The bill of exceptions does not set out any part of the documents which appellant *Page 489 and movant seeks to have incorporated in the bill, nor does it appear from any recital in the bill of exceptions, or other record, or quasi record evidence, that it was appellant's purpose to set out said documents in said bill of exceptions when it was prepared, presented to the trial Judge and approved by him. The most that it shows is that said documents were offered in evidence by appellee, the plaintiff in the action, and made exhibit 1 to her testimony given on the trial.

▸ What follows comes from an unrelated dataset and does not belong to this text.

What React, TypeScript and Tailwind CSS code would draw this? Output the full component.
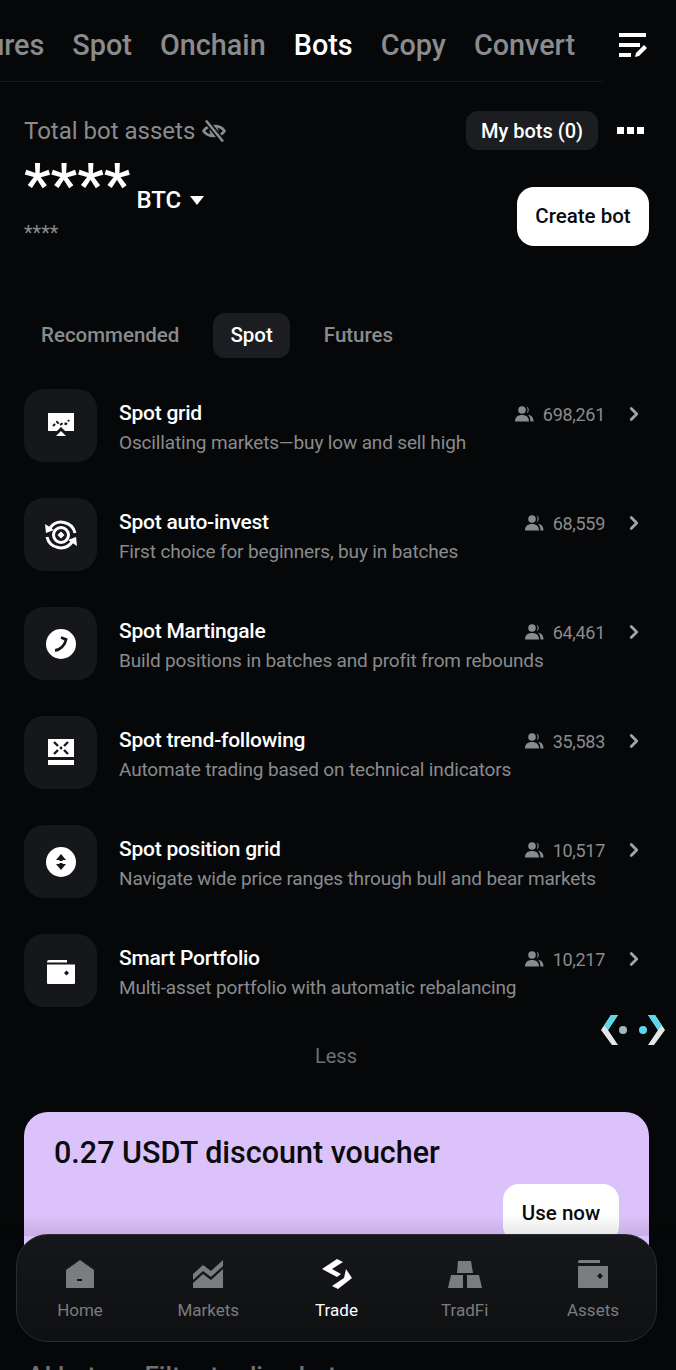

In short, the appellant seeks to impeach its bill of exceptions which has been approved by the trial Judge, and substitute therefor one that has never been prepared or presented as required by the statute. This is not permissible. Hardy v. City of Dothan, 234 Ala. 664, 176 So. 449; Holloway et al. v. Henderson Lumber Co., 194 Ala. 181, 69 So. 821; Southern Wood Preserving Co. v. McCamey, 218 Ala. 201, 118 So. 393; Illinois Cent R. Co. v. Posey, 212 Ala. 10, 101 So. 644.
Therefore, aside from the fact that § 7860 of the Code authorizes an appeal from motion to amend records nunc pro tunc, the application for the issuance of this writ of mandamus must be denied and the petition dismissed. It is so ordered.
Application denied and petition dismissed.
ANDERSON, C. J., and THOMAS, BROWN, and FOSTER, JJ., concur.